I am not entirely sure why or how I ended up with Cobalt Blue in my collection of paint. I have no doubt I bought it, just don’t remember where, when, or why. However, I now am THRILLED I did. When I first started my watercolor journey Ultra Marine Blue (UMB) was hailed as THE blue to use. So I listened to seasoned vets and full blown artist and swore UMB would be my blue to the very end. It does make some nice mixes (with the exception of green, I never liked the greens I mixed with my yellows).
I was pleasantly surprised as I watched these yummy colors develop on my palette as I mixed Cobalt Blue with my essential colors. I just wanted to lick it! They are GOREGOUS! I then went on to mix with frequently used colors that aren’t in my “essential” palette. Those secondary colors were icing on an already delicious plate. I’m now hooked on and convinced that Cobalt Blue is now replacing UMB. Not to say I won’t ever reach for UM again, I’m sure I will, just not for a while.
So there ya have it, Cobalt Blue in all its beauty. I still have my kidney stone… It shifted a bit over the last few days and the pain, while still nothing that Advil can’t take care of, is increasing. Come on Wednesday, ready to get this thing blasted!
Until the next one, take the best care of you!

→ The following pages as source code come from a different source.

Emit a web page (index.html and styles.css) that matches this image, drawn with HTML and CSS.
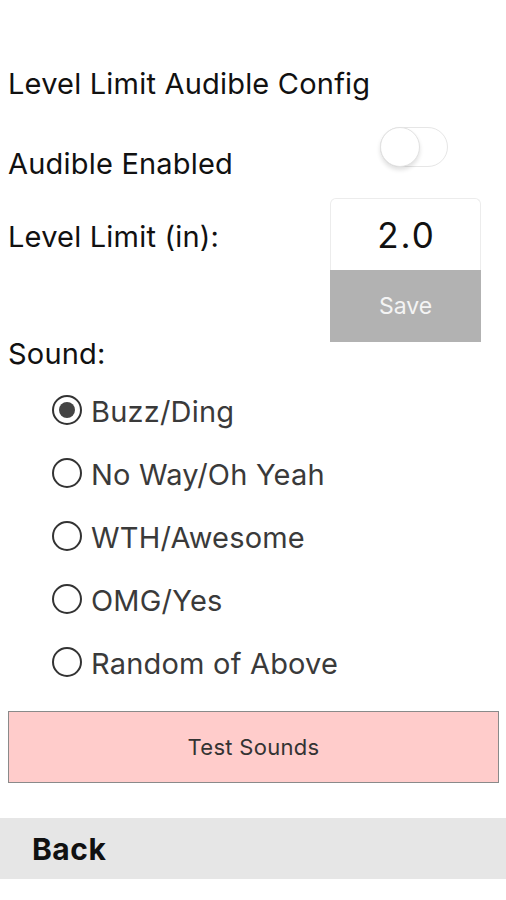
FILE: index.html
```html
<!DOCTYPE html>
<html>
<head>
<meta charset="utf-8">
<link rel="stylesheet" href="styles.css">
</head>
<body>
<main class="page">
  <h1 class="title">Level Limit Audible Config</h1>
  <div class="settings">
    <div class="label label-audible">Audible Enabled</div>
    <div class="cell">
      <span class="toggle"><span class="knob"></span></span>
    </div>
    <div class="label label-limit">Level Limit (in):</div>
    <div class="cell stack">
      <div class="value-box">2.0</div>
      <div class="save-btn">Save</div>
    </div>
  </div>
  <div class="sound-label">Sound:</div>
  <ul class="radios">
    <li class="radio-row"><span class="radio checked"></span><span class="radio-text">Buzz/Ding</span></li>
    <li class="radio-row"><span class="radio"></span><span class="radio-text">No Way/Oh Yeah</span></li>
    <li class="radio-row"><span class="radio"></span><span class="radio-text">WTH/Awesome</span></li>
    <li class="radio-row"><span class="radio"></span><span class="radio-text">OMG/Yes</span></li>
    <li class="radio-row"><span class="radio"></span><span class="radio-text">Random of Above</span></li>
  </ul>
  <div class="test-btn">Test Sounds</div>
</main>
<nav class="back-bar"><span class="back-text">Back</span></nav>
</body>
</html>
```
FILE: styles.css
```css
html, body {
  margin: 0;
  padding: 0;
  background: #fff;
}
body {
  width: 506px;
  height: 900px;
  font-family: Inter, "Liberation Sans", Arial, sans-serif;
  color: #111;
}
.page {
  padding: 67px 7px 0 8px;
}
.title {
  margin: 0 0 26px 0;
  font-size: 29px;
  letter-spacing: 0.2px;
  font-weight: 400;
  line-height: 34px;
}
.settings {
  display: grid;
  grid-template-columns: 322px 151px;
  row-gap: 17px;
}
.label {
  font-size: 29px;
  letter-spacing: 0.2px;
  line-height: 34px;
}
.label-audible {
  padding-top: 20px;
}
.label-limit {
  padding-top: 22px;
}
.cell {
  display: flex;
}
.toggle {
  display: block;
  position: relative;
  width: 68px;
  height: 40px;
  margin-left: 50px;
  box-sizing: border-box;
  border: 1.5px solid #e6e6e6;
  border-radius: 20px;
  background: #fff;
}
.knob {
  position: absolute;
  left: -1.5px;
  top: -1.5px;
  width: 40px;
  height: 40px;
  box-sizing: border-box;
  border-radius: 50%;
  border: 1px solid #e2e2e2;
  background: #fff;
  box-shadow: 0 3px 4px rgba(0,0,0,0.12);
}
.stack {
  flex-direction: column;
}
.value-box {
  height: 72px;
  box-sizing: border-box;
  border: 1px solid #ececec;
  border-bottom: none;
  border-radius: 6px 6px 0 0;
  display: flex;
  align-items: center;
  justify-content: center;
  font-size: 35px;
  letter-spacing: 2px;
  padding-left: 2px;
  color: #111;
}
.save-btn {
  height: 72px;
  background: #b2b2b2;
  color: #f4f4f4;
  display: flex;
  align-items: center;
  justify-content: center;
  font-size: 23px;
}
.sound-label {
  font-size: 29px;
  letter-spacing: 0.2px;
  line-height: 24px;
}
.radios {
  list-style: none;
  margin: 12px 0 0 0;
  padding: 0 0 0 44px;
}
.radio-row {
  height: 63px;
  display: flex;
  align-items: center;
  gap: 9px;
}
.radio {
  width: 30px;
  height: 30px;
  box-sizing: border-box;
  border: 2.5px solid #333;
  border-radius: 50%;
  flex: none;
  display: flex;
  align-items: center;
  justify-content: center;
}
.radio.checked::after {
  content: "";
  width: 16px;
  height: 16px;
  border-radius: 50%;
  background: #444;
}
.radio-text {
  font-size: 29px;
  letter-spacing: 0.2px;
  color: #3a3a3a;
  line-height: 34px;
  padding-top: 4px;
}
.test-btn {
  margin-top: 18px;
  width: 491px;
  height: 72px;
  box-sizing: border-box;
  border: 1.5px solid #8a8a8a;
  background: #ffcccb;
  display: flex;
  align-items: center;
  justify-content: center;
  font-size: 22px;
  letter-spacing: 0.3px;
  color: #333;
}
.back-bar {
  margin-top: 35px;
  height: 61px;
  background: #e6e6e6;
  display: flex;
  align-items: center;
  padding-left: 32px;
}
.back-text {
  font-size: 30px;
  letter-spacing: 0.5px;
  font-weight: 700;
  color: #111;
}
```
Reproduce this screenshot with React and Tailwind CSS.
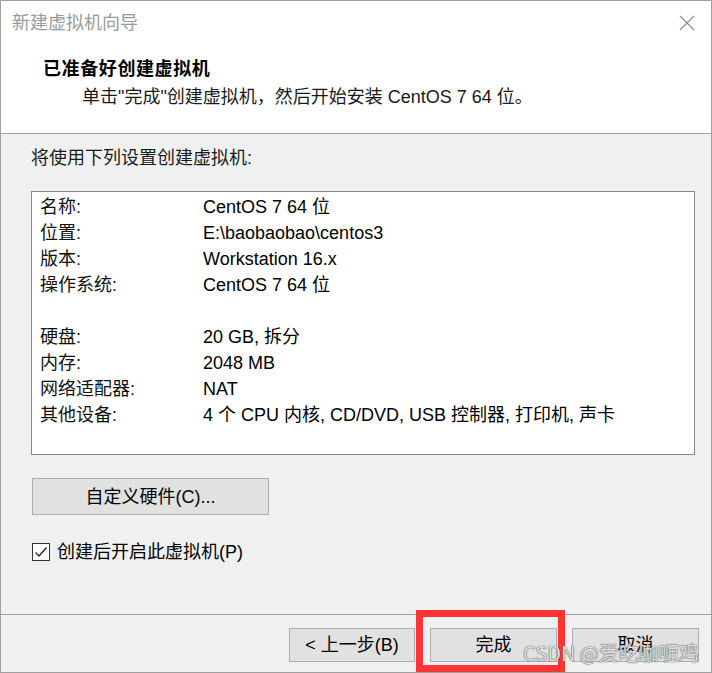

I picked Holbien’s blue because most of my pieces I like to paint are influenced by the sea. I am a Florida girl born and raised and it is the tube color that comes closest to my favorite “blue”. I’ve had this tube a few months now but never mixed it with my the colors n my essential/most used palette. (that would be on the left) the right are colors that I would mix for neutrals or just wanted to see how they would mix. Up until I played with these Phthaloblue (green shade) was the second blue in my essential palette. I think it just got booted. I rarely use it pure (even though it does make great mixes) and I have reached for this multiple times since I purchased it.